TASK GOAL :: Skip the pictures and extract all of the lines exactly as written.

COLLECTED DATA ::
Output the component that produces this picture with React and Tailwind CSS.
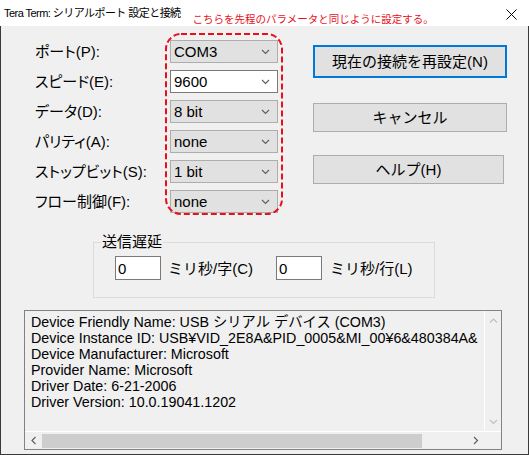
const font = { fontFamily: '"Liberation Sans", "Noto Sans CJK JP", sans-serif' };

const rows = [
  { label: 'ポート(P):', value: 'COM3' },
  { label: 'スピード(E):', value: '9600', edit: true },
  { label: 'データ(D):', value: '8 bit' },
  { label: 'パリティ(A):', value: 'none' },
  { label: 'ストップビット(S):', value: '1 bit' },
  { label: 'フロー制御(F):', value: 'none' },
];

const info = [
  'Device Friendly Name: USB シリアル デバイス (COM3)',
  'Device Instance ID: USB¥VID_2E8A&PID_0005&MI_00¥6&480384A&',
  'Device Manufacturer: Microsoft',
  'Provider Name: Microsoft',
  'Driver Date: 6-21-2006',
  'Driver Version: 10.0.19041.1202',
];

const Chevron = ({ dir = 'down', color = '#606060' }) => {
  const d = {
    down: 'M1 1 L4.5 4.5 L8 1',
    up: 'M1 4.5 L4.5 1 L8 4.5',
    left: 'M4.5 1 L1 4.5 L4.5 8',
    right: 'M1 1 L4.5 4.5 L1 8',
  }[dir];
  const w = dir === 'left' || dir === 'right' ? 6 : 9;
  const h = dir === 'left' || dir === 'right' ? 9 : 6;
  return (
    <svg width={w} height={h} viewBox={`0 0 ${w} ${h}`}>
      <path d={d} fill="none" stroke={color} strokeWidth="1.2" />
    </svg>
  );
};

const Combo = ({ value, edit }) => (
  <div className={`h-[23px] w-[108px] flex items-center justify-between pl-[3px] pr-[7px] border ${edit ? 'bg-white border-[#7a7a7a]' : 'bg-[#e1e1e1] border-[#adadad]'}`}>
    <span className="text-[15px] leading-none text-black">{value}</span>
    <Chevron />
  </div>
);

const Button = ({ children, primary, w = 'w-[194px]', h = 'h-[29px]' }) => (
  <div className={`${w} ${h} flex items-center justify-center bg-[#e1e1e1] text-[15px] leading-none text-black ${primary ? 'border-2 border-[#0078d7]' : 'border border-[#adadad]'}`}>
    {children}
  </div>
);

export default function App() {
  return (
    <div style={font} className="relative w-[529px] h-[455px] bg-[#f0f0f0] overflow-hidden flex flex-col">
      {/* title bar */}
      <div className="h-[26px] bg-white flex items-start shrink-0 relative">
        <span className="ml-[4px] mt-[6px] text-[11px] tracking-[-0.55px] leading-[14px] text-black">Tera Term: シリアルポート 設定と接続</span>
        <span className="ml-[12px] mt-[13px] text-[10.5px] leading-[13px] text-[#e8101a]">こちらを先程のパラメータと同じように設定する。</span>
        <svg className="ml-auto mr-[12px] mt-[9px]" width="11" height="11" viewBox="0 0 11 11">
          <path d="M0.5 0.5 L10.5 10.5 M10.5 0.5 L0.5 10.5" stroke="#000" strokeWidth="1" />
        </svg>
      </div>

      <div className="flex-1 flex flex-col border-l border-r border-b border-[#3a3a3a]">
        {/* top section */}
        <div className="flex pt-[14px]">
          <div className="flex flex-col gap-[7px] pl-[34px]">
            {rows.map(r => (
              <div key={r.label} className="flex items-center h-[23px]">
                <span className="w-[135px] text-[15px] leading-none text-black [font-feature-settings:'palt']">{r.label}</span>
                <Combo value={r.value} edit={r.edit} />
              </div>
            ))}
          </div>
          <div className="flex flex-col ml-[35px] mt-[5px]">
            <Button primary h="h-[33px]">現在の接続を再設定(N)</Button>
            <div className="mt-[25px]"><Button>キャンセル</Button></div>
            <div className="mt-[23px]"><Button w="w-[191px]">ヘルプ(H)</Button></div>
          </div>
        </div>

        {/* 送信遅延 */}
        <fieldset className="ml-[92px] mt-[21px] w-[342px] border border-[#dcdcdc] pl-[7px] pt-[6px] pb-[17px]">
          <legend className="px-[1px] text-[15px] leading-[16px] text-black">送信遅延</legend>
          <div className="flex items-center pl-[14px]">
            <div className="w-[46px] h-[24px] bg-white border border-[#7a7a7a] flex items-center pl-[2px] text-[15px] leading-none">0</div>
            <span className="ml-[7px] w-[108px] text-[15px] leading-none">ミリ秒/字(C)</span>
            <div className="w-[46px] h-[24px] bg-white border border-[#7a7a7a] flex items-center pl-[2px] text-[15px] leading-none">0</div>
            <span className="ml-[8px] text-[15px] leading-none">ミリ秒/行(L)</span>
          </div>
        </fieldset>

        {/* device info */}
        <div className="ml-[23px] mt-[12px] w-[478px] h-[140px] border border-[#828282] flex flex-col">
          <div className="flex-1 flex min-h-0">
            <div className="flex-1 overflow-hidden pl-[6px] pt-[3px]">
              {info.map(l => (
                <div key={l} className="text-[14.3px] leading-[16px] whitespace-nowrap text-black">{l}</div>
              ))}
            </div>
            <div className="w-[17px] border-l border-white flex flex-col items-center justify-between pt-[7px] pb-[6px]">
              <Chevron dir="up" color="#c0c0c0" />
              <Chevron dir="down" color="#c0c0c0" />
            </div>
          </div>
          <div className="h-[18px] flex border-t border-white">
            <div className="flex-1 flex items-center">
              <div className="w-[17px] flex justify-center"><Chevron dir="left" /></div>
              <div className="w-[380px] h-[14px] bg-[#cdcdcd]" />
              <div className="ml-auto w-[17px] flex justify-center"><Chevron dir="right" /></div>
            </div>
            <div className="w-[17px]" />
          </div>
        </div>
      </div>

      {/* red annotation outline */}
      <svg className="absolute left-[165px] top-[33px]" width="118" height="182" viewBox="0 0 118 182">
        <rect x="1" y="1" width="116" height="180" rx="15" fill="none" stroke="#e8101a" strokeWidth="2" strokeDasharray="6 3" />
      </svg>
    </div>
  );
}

FINAL ANSWER ::
Output the component that produces this picture with React and Tailwind CSS.
const font = { fontFamily: '"Liberation Sans", "Noto Sans CJK JP", sans-serif' };

const rows = [
  { label: 'ポート(P):', value: 'COM3' },
  { label: 'スピード(E):', value: '9600', edit: true },
  { label: 'データ(D):', value: '8 bit' },
  { label: 'パリティ(A):', value: 'none' },
  { label: 'ストップビット(S):', value: '1 bit' },
  { label: 'フロー制御(F):', value: 'none' },
];

const info = [
  'Device Friendly Name: USB シリアル デバイス (COM3)',
  'Device Instance ID: USB¥VID_2E8A&PID_0005&MI_00¥6&480384A&',
  'Device Manufacturer: Microsoft',
  'Provider Name: Microsoft',
  'Driver Date: 6-21-2006',
  'Driver Version: 10.0.19041.1202',
];

const Chevron = ({ dir = 'down', color = '#606060' }) => {
  const d = {
    down: 'M1 1 L4.5 4.5 L8 1',
    up: 'M1 4.5 L4.5 1 L8 4.5',
    left: 'M4.5 1 L1 4.5 L4.5 8',
    right: 'M1 1 L4.5 4.5 L1 8',
  }[dir];
  const w = dir === 'left' || dir === 'right' ? 6 : 9;
  const h = dir === 'left' || dir === 'right' ? 9 : 6;
  return (
    <svg width={w} height={h} viewBox={`0 0 ${w} ${h}`}>
      <path d={d} fill="none" stroke={color} strokeWidth="1.2" />
    </svg>
  );
};

const Combo = ({ value, edit }) => (
  <div className={`h-[23px] w-[108px] flex items-center justify-between pl-[3px] pr-[7px] border ${edit ? 'bg-white border-[#7a7a7a]' : 'bg-[#e1e1e1] border-[#adadad]'}`}>
    <span className="text-[15px] leading-none text-black">{value}</span>
    <Chevron />
  </div>
);

const Button = ({ children, primary, w = 'w-[194px]', h = 'h-[29px]' }) => (
  <div className={`${w} ${h} flex items-center justify-center bg-[#e1e1e1] text-[15px] leading-none text-black ${primary ? 'border-2 border-[#0078d7]' : 'border border-[#adadad]'}`}>
    {children}
  </div>
);

export default function App() {
  return (
    <div style={font} className="relative w-[529px] h-[455px] bg-[#f0f0f0] overflow-hidden flex flex-col">
      {/* title bar */}
      <div className="h-[26px] bg-white flex items-start shrink-0 relative">
        <span className="ml-[4px] mt-[6px] text-[11px] tracking-[-0.55px] leading-[14px] text-black">Tera Term: シリアルポート 設定と接続</span>
        <span className="ml-[12px] mt-[13px] text-[10.5px] leading-[13px] text-[#e8101a]">こちらを先程のパラメータと同じように設定する。</span>
        <svg className="ml-auto mr-[12px] mt-[9px]" width="11" height="11" viewBox="0 0 11 11">
          <path d="M0.5 0.5 L10.5 10.5 M10.5 0.5 L0.5 10.5" stroke="#000" strokeWidth="1" />
        </svg>
      </div>

      <div className="flex-1 flex flex-col border-l border-r border-b border-[#3a3a3a]">
        {/* top section */}
        <div className="flex pt-[14px]">
          <div className="flex flex-col gap-[7px] pl-[34px]">
            {rows.map(r => (
              <div key={r.label} className="flex items-center h-[23px]">
                <span className="w-[135px] text-[15px] leading-none text-black [font-feature-settings:'palt']">{r.label}</span>
                <Combo value={r.value} edit={r.edit} />
              </div>
            ))}
          </div>
          <div className="flex flex-col ml-[35px] mt-[5px]">
            <Button primary h="h-[33px]">現在の接続を再設定(N)</Button>
            <div className="mt-[25px]"><Button>キャンセル</Button></div>
            <div className="mt-[23px]"><Button w="w-[191px]">ヘルプ(H)</Button></div>
          </div>
        </div>

        {/* 送信遅延 */}
        <fieldset className="ml-[92px] mt-[21px] w-[342px] border border-[#dcdcdc] pl-[7px] pt-[6px] pb-[17px]">
          <legend className="px-[1px] text-[15px] leading-[16px] text-black">送信遅延</legend>
          <div className="flex items-center pl-[14px]">
            <div className="w-[46px] h-[24px] bg-white border border-[#7a7a7a] flex items-center pl-[2px] text-[15px] leading-none">0</div>
            <span className="ml-[7px] w-[108px] text-[15px] leading-none">ミリ秒/字(C)</span>
            <div className="w-[46px] h-[24px] bg-white border border-[#7a7a7a] flex items-center pl-[2px] text-[15px] leading-none">0</div>
            <span className="ml-[8px] text-[15px] leading-none">ミリ秒/行(L)</span>
          </div>
        </fieldset>

        {/* device info */}
        <div className="ml-[23px] mt-[12px] w-[478px] h-[140px] border border-[#828282] flex flex-col">
          <div className="flex-1 flex min-h-0">
            <div className="flex-1 overflow-hidden pl-[6px] pt-[3px]">
              {info.map(l => (
                <div key={l} className="text-[14.3px] leading-[16px] whitespace-nowrap text-black">{l}</div>
              ))}
            </div>
            <div className="w-[17px] border-l border-white flex flex-col items-center justify-between pt-[7px] pb-[6px]">
              <Chevron dir="up" color="#c0c0c0" />
              <Chevron dir="down" color="#c0c0c0" />
            </div>
          </div>
          <div className="h-[18px] flex border-t border-white">
            <div className="flex-1 flex items-center">
              <div className="w-[17px] flex justify-center"><Chevron dir="left" /></div>
              <div className="w-[380px] h-[14px] bg-[#cdcdcd]" />
              <div className="ml-auto w-[17px] flex justify-center"><Chevron dir="right" /></div>
            </div>
            <div className="w-[17px]" />
          </div>
        </div>
      </div>

      {/* red annotation outline */}
      <svg className="absolute left-[165px] top-[33px]" width="118" height="182" viewBox="0 0 118 182">
        <rect x="1" y="1" width="116" height="180" rx="15" fill="none" stroke="#e8101a" strokeWidth="2" strokeDasharray="6 3" />
      </svg>
    </div>
  );
}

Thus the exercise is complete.